An important factor in achieving this is creating a workflow that is as seamless as possible and the VFX Editor is often involved in this. They also supervise the influx of visual effects shots coming back into the cutting room and often contribute creatively by creating temp mock-ups of VFX shots to help articulate the desired visual idea of a shot for the edit. The role also involves continuity and quality control so the final product meets the artistic and technical standards set by the showrunner and production team. 


How did you use Boris FX products on Andor

As a VFX Editor, I relied on Boris FX products like Sapphire and Continuum throughout the production as a go-to tool to tackle various VFX compositing tasks. 

One thing to understand about the role is that we are often already in the temp compositing phase before any VFX assets have even been built. At this point, you don’t have a lot to work with, so we either have to source or create temporary elements and use concept art or reference photography as a guide to help “fill in the gaps” until we are ready to turn a shot over to the VFX Artists. 

Continuum’s Primatte Studio was utilised across the episodes for removing blue screens and dropping in temp background plates. These can often look really rough in the offline stage, but with tools like Primatte and integrated Mocha, we were able to achieve excellent tracking and integration, minimising any unwanted attention, which in turn allows our focus to stay on the story. With Continuum, we have access to ready-made elements that can be manipulated and integrated into footage, such as BCC Rain, which we used for weather continuity for Cassian entering Preox-Morlana in the opening episode. Likewise, we used Sapphire’s S_FogExponential for fog continuity in Aldhani. 

Integral to any Star Wars project of course, are the blasters. Using S_Laserbeam we were able to animate lasers into the cut and achieve the red glow with hot white core as well as the tapered "spear" shape and with a range of perspectives across action scenes where they would travel in all directions!

My favourite was probably using a combination of BCC_Scanline, BCC Rays Textured, BCC Rays Radiant Spotlight, and S_Laserbeam layered up to affect the images transmitted by the holoprojectors — a device in Star Wars used to record, send, receive, or just display holograms; like Cassian’s profile.

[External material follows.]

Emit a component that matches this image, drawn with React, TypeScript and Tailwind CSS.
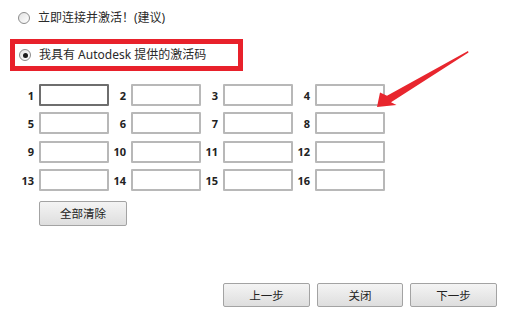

The transmitted images tend to have a low-quality feel and are rendered with a blue hue and some level of distortion. Using a combination of these Continuum and Sapphire tools, we were able to create a look reminiscent of the device used in Rogue One, to tell this story and work out the mechanics of timing and scale for each hologram, which then served as a guide to the VFX artists who created the final shots. 

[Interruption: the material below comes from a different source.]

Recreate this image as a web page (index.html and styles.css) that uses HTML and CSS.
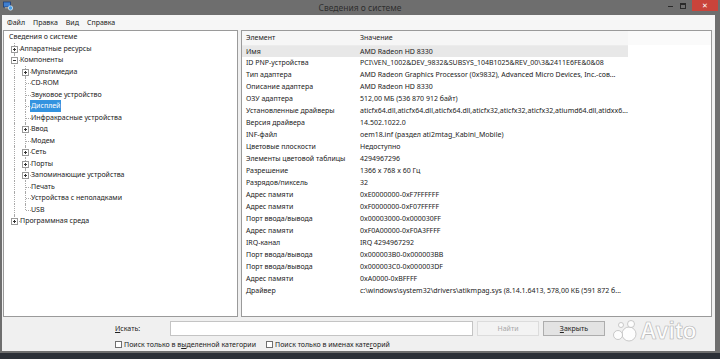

Why is it important for you to have access to Boris FX products as a VFX Editor? 

We’re always trying to make the most polished version of the offline cut as we can to help the Editors put their best foot forward whenever they present the cut to the Director, Producers, or the Studio. It helps the storytelling by keeping the focus where we want the audience to be directed and by being illustrative of what is to come further down the line. There was a time when we used to just slap a title on screen that said ‘VFX: Hologram’ or ‘VFX: Crew removal,’ but now, we can remove the distraction by actually painting out the crew and comping in an element so the viewer doesn’t have to work out what this mysterious and nondescript ‘hologram’ is supposed to be. There is also the matter of time. Often, Editors will request a temp comp to help a shot or scene and we will have a few days to create something. Other times, we will have twenty minutes. These tools help expedite the process in so many ways that benefit the user. 

VFX can quickly become a very expensive aspect of the filmmaking process, but the more we’re able to problem-solve and mock-up shots to help the cut as proof of concept, the more time is saved when it comes to the final VFX work. With the Boris FX products we have an incredibly useful toolkit to both streamline the work and help elevate it at the same time. 

Andor is an extremely VFX-heavy show. What was the biggest challenge you faced on the project?

The scale and complexity of the visual effects in Andor presented an array of challenges, but one of the most significant was the volume of material, managing the high number of VFX shots, and then meeting the delivery schedule. Being across 12 episodes simultaneously is akin to juggling 4 feature-length movies. 

The show demanded a high level of realism over the numerous intricate sequences, which amounted to hundreds of shots per episode. Achieving this required meticulous attention to detail sustained over a marathon 22-month period. It was no small task! 

I was fortunate to have an incredibly supportive and skilled VFX Editorial team on the show — VFX Editor Beau Loewenthal and VFX Assistant Editor Kenny Li. With their individual talents, positivity, and commitment to the show, we were able to make this monumental task achievable. Together, we tracked over 4000 Previs, Postvis, and VFX shots, handled over 8000 plates and elements, and QC'd over 16,000 iterations before each of the final 3843 VFX shots were delivered.